Best known for The Goon’s period blend of action and humour, Eric Powell takes a very different path for Hillbilly, which delves into old American folklore, a topic hardly over-explored in comics.

The Hillbilly is named as Rondel as he reveals the unfortunate circumstances of his birth and the cruelty of his childhood in a remote woodland community. He carries a cleaver from the Devil’s kitchen, given to him in thanks by a trapped witch he frees, but she then burns his home down and transforms his mother into a pig slaughtered to feed the village. It’s among a continuing selection of creative horrors Powell cooks up for his cast, with threatened children a feature recurring through the series.

He’s been around has Rondel, and alongside his habit of killing witches with the Devil’s cleaver he’s picked up plenty of stories during his wanderings, some due to his uncanny ability to see folk other people don’t. As with The Goon, Powell’s seemingly incapable of drawing beauty. His people begin as plain on the scale and descend from there. Even children, usually pictures of innocence, are buck-toothed and cross-eyed, and the creatures of the woods are universally ugly, with witches coming in varied gruesome forms. Powell’s evocative portraits and sparse landscapes are given depth by watercolour on the border separating grey and green, but he’s capable of surprising with the colour, especially in the final story of a cursed fiddle.

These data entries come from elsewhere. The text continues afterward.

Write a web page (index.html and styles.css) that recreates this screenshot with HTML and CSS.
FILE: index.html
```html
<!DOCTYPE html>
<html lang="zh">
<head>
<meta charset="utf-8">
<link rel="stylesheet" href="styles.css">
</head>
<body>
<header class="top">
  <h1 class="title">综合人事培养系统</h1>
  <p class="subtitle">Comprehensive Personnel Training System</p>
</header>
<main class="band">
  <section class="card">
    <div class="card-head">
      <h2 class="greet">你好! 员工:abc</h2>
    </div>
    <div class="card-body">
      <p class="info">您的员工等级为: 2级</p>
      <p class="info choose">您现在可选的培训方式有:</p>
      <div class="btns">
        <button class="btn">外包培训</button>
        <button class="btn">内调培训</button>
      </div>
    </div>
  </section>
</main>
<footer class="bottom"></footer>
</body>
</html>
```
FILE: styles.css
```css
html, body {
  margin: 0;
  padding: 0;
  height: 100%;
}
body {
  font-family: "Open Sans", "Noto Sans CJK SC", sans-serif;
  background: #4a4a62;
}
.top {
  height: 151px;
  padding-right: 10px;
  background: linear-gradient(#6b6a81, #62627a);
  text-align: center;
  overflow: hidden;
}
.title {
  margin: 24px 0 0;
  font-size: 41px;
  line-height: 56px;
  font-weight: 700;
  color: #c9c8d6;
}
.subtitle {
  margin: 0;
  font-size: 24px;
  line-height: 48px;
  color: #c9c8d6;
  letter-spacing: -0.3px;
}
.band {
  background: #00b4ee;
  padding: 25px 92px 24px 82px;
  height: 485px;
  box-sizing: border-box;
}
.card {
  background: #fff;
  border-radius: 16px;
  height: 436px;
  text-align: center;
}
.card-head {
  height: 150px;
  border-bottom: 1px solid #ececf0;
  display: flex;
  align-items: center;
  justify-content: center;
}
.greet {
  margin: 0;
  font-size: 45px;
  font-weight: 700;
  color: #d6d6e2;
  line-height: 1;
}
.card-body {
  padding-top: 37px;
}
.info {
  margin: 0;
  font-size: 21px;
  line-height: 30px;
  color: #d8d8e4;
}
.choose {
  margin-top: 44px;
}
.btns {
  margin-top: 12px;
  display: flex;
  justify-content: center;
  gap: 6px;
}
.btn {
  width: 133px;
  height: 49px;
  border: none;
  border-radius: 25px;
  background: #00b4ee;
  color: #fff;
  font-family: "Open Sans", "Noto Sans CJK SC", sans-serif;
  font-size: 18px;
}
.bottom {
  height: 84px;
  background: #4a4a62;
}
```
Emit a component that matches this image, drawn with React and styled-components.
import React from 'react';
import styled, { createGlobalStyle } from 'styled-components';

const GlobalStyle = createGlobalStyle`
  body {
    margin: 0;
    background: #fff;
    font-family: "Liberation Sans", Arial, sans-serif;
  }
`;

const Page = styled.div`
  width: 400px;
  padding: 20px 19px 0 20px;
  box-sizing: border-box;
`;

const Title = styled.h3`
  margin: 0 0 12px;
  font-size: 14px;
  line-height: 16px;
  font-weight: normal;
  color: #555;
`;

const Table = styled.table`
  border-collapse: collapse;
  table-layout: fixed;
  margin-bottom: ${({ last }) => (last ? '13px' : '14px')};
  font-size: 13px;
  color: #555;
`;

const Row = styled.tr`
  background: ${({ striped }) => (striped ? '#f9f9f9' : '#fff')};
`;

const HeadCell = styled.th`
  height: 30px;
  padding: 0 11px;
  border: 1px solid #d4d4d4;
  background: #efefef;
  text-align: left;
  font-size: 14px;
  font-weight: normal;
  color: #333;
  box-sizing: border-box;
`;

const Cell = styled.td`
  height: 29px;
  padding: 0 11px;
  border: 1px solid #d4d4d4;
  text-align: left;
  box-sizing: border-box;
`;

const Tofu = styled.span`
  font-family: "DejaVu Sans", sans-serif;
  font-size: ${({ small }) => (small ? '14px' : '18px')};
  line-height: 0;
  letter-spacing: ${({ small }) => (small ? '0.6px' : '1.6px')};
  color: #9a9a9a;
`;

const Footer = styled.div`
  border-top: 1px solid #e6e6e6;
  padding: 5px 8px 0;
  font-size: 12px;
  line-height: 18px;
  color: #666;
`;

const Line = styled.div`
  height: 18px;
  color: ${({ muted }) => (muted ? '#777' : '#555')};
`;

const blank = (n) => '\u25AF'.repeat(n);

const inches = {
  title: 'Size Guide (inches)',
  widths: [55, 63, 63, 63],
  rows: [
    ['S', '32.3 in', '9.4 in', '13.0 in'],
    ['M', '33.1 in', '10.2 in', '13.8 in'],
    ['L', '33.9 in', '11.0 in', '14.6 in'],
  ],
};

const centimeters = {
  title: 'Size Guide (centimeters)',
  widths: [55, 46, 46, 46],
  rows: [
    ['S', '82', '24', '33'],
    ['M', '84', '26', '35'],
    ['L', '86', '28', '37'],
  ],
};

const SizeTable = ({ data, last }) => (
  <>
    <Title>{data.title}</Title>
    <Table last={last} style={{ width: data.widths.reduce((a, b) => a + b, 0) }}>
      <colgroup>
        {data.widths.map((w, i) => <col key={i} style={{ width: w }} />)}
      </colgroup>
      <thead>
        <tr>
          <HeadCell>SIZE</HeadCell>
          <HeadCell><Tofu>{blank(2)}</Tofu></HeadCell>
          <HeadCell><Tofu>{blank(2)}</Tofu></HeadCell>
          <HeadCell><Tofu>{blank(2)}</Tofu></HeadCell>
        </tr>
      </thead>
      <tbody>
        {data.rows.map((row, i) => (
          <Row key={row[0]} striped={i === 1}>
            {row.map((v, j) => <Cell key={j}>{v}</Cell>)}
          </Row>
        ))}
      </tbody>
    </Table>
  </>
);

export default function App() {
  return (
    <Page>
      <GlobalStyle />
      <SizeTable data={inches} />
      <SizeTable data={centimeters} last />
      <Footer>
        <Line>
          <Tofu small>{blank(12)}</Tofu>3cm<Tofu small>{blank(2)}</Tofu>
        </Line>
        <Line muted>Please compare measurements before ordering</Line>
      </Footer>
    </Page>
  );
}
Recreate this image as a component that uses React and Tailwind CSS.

Although Rondel is first seen as an elderly gent, Powell sets the disturbing vignettes at different periods during his life, and in one case leaves matters hanging, perhaps to be picked up at a later stage and perhaps not. There’s thought given to the assorted relationships, and Powell has an ear for dialect, meaning distinctive dialogue, which includes animals, Rondel not being the only person capable of speaking with them.

Atmospheric and elegantly horrific, Hillbilly is a quick read, but creatively memorable with more to follow in Volume Two.